### WRITTEN PROBLEM
Using the material below, copy every line where "that" appears.

### EXERCISE INPUT
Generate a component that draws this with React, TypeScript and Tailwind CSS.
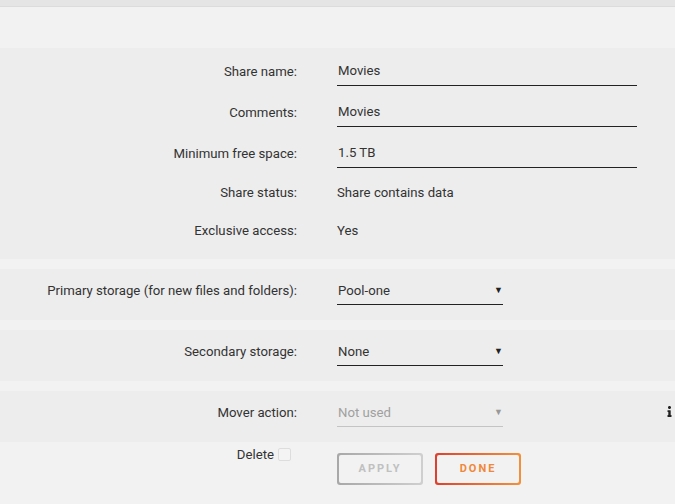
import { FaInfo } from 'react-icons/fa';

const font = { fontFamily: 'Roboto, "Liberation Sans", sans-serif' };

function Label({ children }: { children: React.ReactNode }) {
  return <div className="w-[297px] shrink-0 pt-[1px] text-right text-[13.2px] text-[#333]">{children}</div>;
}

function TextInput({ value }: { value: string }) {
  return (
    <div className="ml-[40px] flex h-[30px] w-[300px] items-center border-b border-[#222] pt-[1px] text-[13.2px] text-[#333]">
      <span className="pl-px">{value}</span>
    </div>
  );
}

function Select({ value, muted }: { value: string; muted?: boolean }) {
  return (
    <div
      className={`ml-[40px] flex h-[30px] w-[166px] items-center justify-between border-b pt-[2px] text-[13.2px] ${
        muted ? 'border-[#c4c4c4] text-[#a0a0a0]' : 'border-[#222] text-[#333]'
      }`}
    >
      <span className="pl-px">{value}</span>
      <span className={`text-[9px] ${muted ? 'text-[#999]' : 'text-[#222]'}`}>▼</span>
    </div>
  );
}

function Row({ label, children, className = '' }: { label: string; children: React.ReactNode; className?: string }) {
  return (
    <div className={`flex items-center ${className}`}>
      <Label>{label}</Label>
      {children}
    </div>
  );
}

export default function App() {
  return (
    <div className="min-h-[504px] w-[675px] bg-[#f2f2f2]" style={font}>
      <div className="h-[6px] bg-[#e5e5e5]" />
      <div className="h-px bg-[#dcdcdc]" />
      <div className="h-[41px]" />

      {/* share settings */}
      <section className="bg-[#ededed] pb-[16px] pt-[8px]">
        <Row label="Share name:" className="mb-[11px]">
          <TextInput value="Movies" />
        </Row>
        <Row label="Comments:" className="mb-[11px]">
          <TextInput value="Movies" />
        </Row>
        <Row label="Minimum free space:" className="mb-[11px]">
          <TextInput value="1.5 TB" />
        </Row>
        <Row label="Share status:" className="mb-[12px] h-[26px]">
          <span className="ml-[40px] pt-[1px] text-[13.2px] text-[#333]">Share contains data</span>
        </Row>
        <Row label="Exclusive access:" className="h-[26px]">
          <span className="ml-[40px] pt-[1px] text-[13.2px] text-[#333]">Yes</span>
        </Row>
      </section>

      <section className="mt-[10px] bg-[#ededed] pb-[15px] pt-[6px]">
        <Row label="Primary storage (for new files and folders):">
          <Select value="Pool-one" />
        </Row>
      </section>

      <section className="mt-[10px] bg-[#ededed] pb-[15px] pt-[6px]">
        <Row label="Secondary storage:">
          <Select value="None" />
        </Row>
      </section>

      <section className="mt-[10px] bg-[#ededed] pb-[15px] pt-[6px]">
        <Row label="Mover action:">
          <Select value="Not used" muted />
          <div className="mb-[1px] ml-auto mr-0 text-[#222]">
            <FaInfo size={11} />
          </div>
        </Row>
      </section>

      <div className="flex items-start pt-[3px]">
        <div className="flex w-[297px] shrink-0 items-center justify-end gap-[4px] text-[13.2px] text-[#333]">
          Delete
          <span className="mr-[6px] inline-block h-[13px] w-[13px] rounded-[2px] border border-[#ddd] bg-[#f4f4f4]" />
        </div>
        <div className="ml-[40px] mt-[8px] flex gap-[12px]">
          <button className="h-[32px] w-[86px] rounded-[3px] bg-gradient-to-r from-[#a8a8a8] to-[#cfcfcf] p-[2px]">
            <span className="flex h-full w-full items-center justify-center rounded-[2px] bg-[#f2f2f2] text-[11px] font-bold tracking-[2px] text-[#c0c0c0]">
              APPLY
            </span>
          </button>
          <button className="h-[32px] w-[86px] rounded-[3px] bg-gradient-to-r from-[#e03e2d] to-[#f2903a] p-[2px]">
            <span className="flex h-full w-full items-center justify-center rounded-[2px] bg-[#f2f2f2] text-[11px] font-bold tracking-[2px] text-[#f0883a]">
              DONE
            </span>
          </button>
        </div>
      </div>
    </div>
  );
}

---

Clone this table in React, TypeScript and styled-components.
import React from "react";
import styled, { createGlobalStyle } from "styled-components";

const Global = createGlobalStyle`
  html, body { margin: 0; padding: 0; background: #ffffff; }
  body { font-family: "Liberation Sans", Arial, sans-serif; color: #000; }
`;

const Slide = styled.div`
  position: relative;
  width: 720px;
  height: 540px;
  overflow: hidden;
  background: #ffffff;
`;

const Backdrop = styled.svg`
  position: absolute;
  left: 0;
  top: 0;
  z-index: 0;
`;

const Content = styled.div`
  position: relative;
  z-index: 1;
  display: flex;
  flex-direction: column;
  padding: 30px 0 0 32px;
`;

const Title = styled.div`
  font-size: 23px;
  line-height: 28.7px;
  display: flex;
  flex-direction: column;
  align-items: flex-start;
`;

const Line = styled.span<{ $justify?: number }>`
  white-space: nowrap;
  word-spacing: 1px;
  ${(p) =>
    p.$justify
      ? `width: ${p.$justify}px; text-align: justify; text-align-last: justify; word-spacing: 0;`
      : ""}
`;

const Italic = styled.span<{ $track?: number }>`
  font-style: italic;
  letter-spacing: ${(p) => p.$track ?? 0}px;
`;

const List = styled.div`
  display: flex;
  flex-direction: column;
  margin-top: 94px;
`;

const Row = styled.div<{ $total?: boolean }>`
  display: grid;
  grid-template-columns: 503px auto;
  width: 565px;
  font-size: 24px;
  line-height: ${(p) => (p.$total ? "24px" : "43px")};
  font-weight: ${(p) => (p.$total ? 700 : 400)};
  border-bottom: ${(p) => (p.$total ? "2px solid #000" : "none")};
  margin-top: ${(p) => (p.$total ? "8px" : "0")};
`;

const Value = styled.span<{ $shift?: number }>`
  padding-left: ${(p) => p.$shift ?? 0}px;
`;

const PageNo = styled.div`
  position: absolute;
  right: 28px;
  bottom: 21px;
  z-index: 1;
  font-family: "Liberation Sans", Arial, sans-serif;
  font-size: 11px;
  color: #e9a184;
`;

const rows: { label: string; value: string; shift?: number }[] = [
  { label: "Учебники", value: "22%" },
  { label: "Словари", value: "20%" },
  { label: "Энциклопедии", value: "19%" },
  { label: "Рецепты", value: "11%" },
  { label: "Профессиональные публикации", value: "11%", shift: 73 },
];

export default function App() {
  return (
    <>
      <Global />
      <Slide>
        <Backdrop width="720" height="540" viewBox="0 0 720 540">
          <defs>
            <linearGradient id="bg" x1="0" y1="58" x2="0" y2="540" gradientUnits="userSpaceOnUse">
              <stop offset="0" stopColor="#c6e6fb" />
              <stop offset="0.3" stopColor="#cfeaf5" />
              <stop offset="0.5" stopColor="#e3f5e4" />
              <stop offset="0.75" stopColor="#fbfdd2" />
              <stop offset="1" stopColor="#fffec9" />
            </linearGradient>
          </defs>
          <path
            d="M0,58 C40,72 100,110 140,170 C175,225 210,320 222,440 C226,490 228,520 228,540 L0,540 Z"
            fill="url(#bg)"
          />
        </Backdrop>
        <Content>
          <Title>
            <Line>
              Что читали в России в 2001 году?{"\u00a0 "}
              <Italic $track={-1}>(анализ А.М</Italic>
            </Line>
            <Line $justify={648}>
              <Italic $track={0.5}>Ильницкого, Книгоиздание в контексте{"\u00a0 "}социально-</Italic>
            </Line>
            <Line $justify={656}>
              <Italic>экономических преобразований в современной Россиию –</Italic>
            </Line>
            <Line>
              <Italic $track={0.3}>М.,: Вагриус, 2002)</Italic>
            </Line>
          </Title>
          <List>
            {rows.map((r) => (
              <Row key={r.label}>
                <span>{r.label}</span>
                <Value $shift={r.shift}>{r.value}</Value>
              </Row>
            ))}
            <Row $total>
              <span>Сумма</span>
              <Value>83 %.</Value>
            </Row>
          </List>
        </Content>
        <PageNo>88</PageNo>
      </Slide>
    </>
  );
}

...

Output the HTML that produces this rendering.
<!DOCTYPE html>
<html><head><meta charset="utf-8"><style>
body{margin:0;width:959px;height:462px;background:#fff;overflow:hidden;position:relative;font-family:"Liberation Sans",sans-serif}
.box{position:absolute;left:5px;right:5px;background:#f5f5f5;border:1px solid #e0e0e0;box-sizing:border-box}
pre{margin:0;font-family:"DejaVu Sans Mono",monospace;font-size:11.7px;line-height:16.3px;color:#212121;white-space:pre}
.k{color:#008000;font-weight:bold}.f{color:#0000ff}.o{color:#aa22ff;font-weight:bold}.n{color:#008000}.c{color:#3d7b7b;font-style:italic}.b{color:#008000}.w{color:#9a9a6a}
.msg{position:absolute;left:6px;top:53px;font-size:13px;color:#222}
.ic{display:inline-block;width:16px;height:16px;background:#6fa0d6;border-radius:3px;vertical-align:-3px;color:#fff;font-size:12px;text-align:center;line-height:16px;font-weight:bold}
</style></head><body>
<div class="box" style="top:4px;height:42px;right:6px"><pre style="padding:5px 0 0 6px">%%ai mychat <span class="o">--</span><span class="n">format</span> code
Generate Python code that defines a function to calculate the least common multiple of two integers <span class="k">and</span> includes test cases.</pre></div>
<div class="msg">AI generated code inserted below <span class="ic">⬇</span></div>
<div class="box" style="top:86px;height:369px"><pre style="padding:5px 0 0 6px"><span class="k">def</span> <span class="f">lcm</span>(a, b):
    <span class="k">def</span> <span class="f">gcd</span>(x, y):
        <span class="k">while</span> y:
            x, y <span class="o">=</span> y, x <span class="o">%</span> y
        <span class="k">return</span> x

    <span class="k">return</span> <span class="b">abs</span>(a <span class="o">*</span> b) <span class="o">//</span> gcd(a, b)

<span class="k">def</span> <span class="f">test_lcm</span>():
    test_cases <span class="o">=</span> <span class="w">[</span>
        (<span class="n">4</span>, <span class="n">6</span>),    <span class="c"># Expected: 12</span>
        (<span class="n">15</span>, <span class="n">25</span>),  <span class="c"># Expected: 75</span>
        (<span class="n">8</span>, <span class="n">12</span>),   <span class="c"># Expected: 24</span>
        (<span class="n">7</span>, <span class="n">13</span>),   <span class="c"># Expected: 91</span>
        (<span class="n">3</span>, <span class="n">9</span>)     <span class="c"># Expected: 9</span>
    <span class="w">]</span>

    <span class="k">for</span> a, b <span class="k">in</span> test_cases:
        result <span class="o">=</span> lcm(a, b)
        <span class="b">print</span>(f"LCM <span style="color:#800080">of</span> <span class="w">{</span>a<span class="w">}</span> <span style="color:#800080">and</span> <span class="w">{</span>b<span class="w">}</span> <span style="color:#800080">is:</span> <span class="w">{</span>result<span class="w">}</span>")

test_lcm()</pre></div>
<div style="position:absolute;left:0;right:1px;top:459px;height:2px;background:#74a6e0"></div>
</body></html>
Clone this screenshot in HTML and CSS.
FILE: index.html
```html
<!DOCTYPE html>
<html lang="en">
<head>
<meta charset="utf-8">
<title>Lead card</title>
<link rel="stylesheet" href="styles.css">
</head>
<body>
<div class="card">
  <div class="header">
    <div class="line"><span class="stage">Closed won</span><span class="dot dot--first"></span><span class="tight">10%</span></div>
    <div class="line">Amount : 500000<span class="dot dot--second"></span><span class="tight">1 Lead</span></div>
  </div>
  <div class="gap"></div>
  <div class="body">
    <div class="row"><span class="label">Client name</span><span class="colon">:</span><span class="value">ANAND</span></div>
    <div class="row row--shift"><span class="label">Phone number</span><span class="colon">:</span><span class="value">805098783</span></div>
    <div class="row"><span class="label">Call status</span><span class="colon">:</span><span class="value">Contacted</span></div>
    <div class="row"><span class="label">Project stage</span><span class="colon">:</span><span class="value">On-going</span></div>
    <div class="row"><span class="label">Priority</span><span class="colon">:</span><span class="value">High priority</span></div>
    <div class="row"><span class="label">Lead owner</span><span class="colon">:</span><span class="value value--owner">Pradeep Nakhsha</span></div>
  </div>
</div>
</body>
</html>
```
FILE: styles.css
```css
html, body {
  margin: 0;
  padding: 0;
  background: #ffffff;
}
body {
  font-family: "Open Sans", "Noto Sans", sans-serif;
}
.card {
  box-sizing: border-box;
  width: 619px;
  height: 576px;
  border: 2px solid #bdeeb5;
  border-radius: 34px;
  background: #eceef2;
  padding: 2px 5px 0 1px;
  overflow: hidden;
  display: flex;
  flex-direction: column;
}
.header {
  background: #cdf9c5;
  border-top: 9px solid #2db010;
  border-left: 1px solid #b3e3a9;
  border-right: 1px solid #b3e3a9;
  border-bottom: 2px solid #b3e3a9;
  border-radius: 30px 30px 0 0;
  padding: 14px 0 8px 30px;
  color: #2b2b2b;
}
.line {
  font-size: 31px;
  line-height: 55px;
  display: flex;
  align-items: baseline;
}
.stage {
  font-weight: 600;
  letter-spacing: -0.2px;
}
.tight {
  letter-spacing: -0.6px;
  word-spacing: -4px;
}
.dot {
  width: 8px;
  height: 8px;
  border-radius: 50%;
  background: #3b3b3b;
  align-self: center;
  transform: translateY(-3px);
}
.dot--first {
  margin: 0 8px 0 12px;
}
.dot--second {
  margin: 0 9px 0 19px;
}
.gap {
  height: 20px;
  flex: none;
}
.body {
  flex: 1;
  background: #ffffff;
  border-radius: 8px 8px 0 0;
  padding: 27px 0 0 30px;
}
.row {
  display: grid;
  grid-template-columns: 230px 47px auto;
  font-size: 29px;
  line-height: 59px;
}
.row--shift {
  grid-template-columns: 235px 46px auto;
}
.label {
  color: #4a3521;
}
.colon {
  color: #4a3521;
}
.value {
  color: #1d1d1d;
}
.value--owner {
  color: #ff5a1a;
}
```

### ANSWER TO THIS PROBLEM
Generate a component that draws this with React, TypeScript and Tailwind CSS.
Output the HTML that produces this rendering.
Generate Python code that defines a function to calculate the least common multiple of two integers <span class="k">and</span> includes test cases.</pre></div>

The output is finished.